UTAU is a Japanese singing synthesizer application created by Ameya/Ayame. This program is similar to Vocaloid, a professional vocal synthesis software that would inspire UTAU’s creation. Furthermore, UTAU is an independent application that is free for anyone to download and use (there is also a shareware version with special features available, but the free version on its own is already perfectly solid). The program uses .wav files the user provides to create a singing voice, which will synthesize by introducing song lyrics and melody.

UTAU, like Vocaloid, presents the user with a piano roll. Users can input notes/midis/etc. into the software, add lyrics, and tune the vocal to create a semi-realistic singer, more commonly referred to as a voicebank. Each Voicebank is unique, with its own strengths, weaknesses, voice type, range, and terms of use.​

A look at the UTAU GUI​ ​ 

UTAUloids Rise To Fame

UTAUloids have been on the rise since the shareware’s release in 2008. The most notable faces of the program are Defoko and Kasane Teto. Defoko being the built-in voice for the UTAU shareware, while Teto is the ‘face’ of UTAU. They both have immense popularity. A small fun fact: new Vocaloid fans often mistake Teto as an official Vocaloid voicebank! Check out their voicebanks in action below.

How Does It Work?

First off, we’re glad that you’re excited to jump into creating your first Voicebank, but there are a few things you need to know first!

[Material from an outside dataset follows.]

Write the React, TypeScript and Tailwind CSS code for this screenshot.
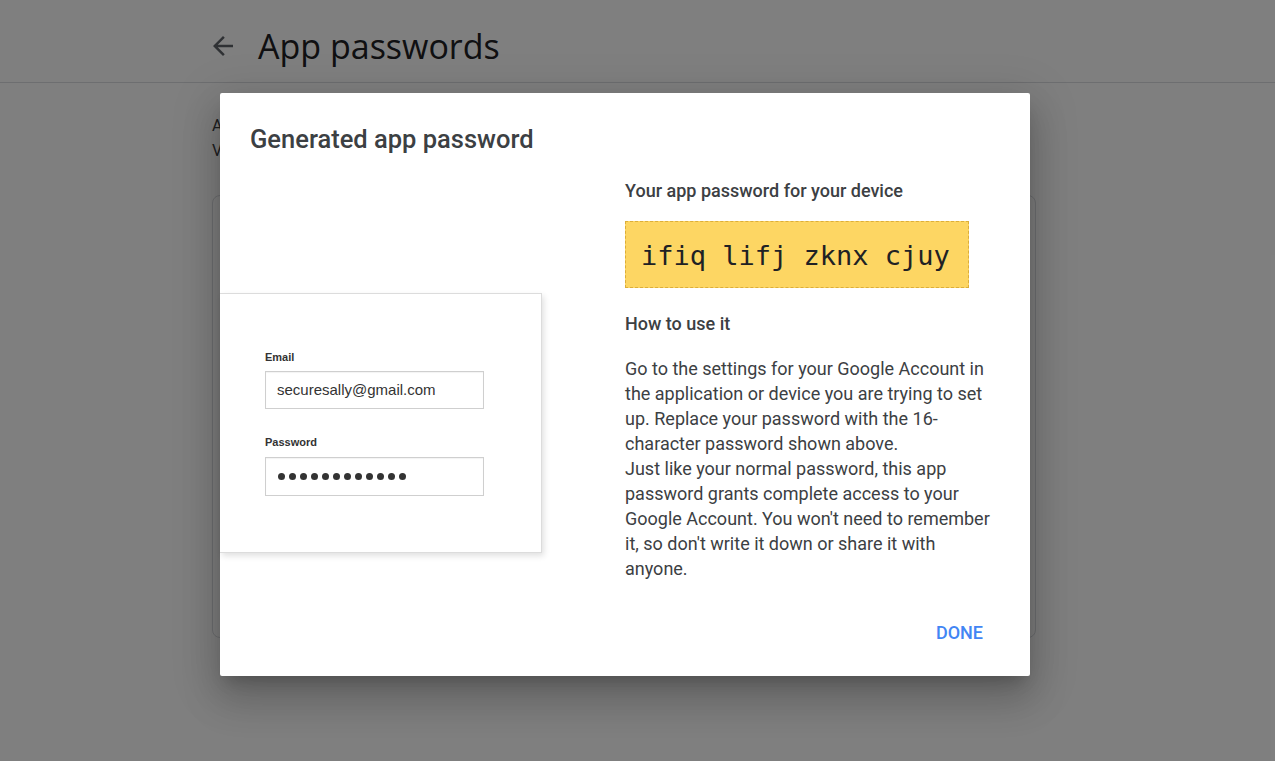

Programs to Create Voicebanks

Fl Studio: A DAW (Digital Audio Workstation) used within the UTAU and Vocaloid communities for many years. It’s most used by these communities to mix songs/covers.

Audacity: A free-to-use DAW. It is typically used to record and splice voicebank samples.

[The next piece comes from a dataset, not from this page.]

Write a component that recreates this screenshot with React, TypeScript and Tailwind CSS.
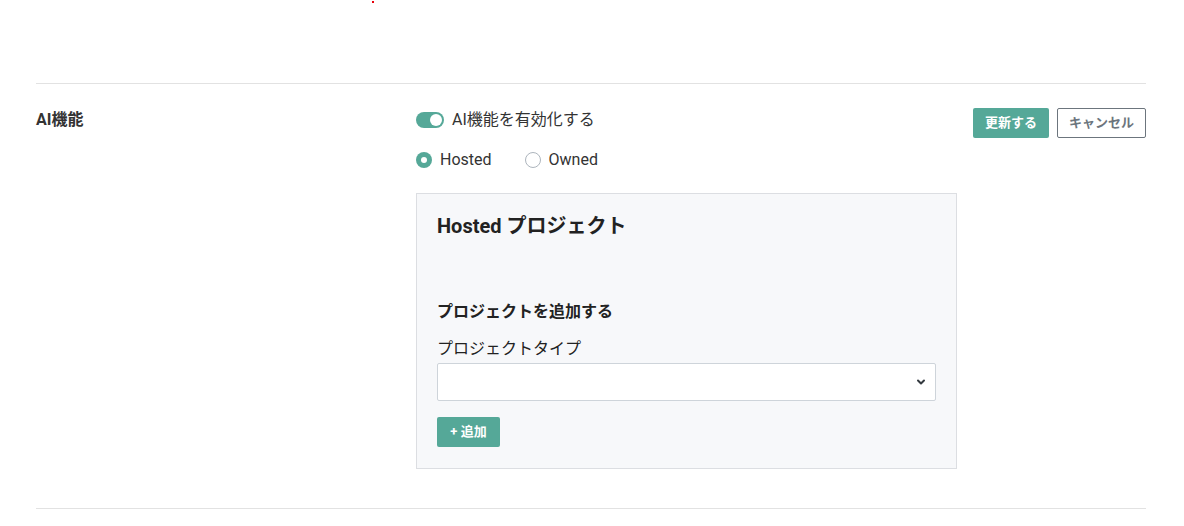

Reaper: A popular DAW that offers a free trial period. Often used to mix songs and is rather user-friendly.

OREMO: A free-to-use program created specifically for recording Voicebanks. This program is a fan favorite for recording since it will automatically name a user’s voice samples as well as add aliases to the file name. Features a metronome and BGM function to keep recordings on time and on the tune.

setParam: Another program created specifically for use with UTAU, specifically OTO configuration. While UTAU possesses an interface for configuring OTOs, setParam offers a more intuitive interface and allows the user a much more detailed look at their recordings.

MIDI: (Musical Instrument Digital Interface) Often used in music production, it is a standard file format for communicating information between musical instruments. MIDIs can be used in the creation of UST files.

Resampler: A vital component of UTAU. This engine reads a Voicebank’s WAV files when the user plays a track in UTAU or when they render it for external use.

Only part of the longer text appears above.